Espero que perceba que não estou, de maneira alguma, defendendo a literatura infantil. Apenas a literatura de um modo geral...
Silas,
Sim, suas observações são razoáveis (e sem aquele tom "dono da verdade" que muitos dos seus comentários possuem). Concordo que existem "prisões individuais das quais podemos nos emanciapar que são independentes do contexto social", e que a literatura pode ser útil para essa emancipação.
Agora, com relação aos produtos da indústria cultural, o que eu pretendo é afirmar que eles exercem um papel social de perpetuação do establishment, e podem muito bem fazê-lo emancipando o indivíduo de alguma prisão pessoal, desde que a prisão social - a ordem política e social vigente - fique intacta. Afinal, se a indústria cultural faz sucesso, ela só pode fazê-lo entregando às pessoas o que elas querem. Eis o mecanismo persuasivo: desviar a atenção do questionamento da ordem social estabelecida por meio de discursos sedutores. E é aqui que surge seu PAPEL POLÍTICO CONSERVADOR (como eu falarei várias vezes nos próximos capítulos).
O "mundo real" que eu me refiro é o cotidiano do trabalho e da família, regido pelo despotismo do establishment. É desse "real" que o consumidor busca escapar num mundo infantil (infantil de acordo com a construção social de infância). Ele permanece "infantilizado" justamente por causa dessa sua necessidade de regredir para a utopia infantil como forma de efetuar a catarse da sua atuação no mundo real do trabalho e da família.
Com relação à minha oposição à literatura, eu, de forma alguma, estou dizendo que ela não deveria existir e que os livros deveriam ser queimados em praça pública, o que eu estou dizendo é porque eu - que sou do tipo racional - não me interesso por ela. Ou seja, a despeito dos vossos conselhos, eu continuo a me aprofundar na razão, em detrimento de viver o sentimento.
Na verdade quando eu contraponho a razão ao irracional, nem sempre esse irracional é sentimental. Quero dizer, valores são de ordem sentimental e, no entanto, a valoração é algo bem consciente e "racional".
Falo mais de intuição. Mas acho que no seu caso isso não é tão importante, porque, embora você se diga racional e agnóstico(através da razão, nada é mais adequado), essa não é sua posição efetiva.

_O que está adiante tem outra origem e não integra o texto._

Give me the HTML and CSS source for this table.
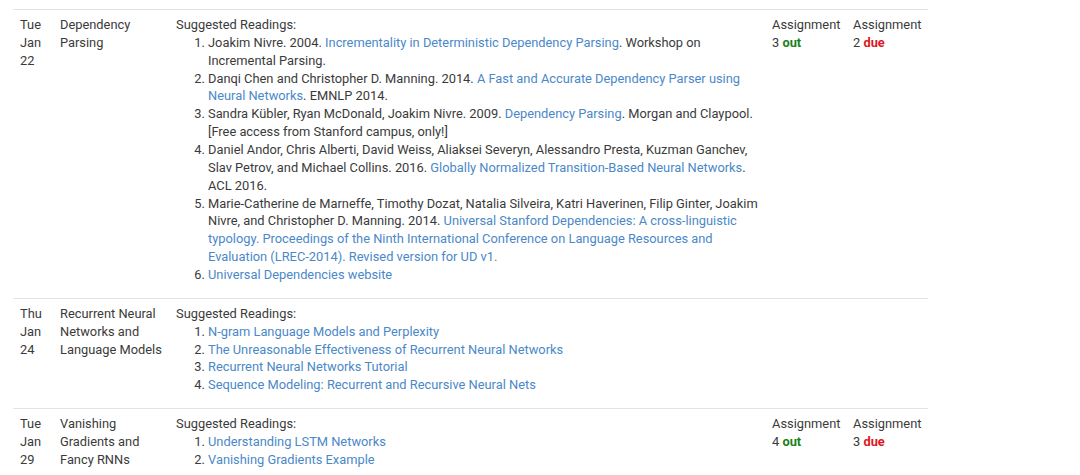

Antes, você possui contato com a intuição. Daí surge criatividade e idéias, mesmo admitindo que são sempre esboços por causa do "amor à razão".
Pessoas completamente racionais não têm como construir nenhuma idéia, porque todas as idéias vão contra algo que é racionalmente viável. Isso nas premissas. O caminho mais razoável é o do meio. mas não o meio entre dois pontos, mas o meio de um círculo: não é um caminho, mas um ponto fixo. Se fossemos nos guiar pela razão, jamais teríamos idéias novas e jamais sairíamos do lugar.
Com relação ao manter o establishment, concordo. Não adianta um homem se equilibrar e ignorar o meio em volta dele. Homens não são ilhas.
Erotismo (ta legal, isso já é banal) e reificação escatológica em desenho do Cebolinha:
http://www.youtube.com/watch?v=EolsYzeuOj4
Será que essa imagem construída socialmente que nega à mulher o reconhecimento social do seu ato de defecar tem relação com a “prisão de ventre” (“intestino preguiçoso”) que afeta tantas mulheres?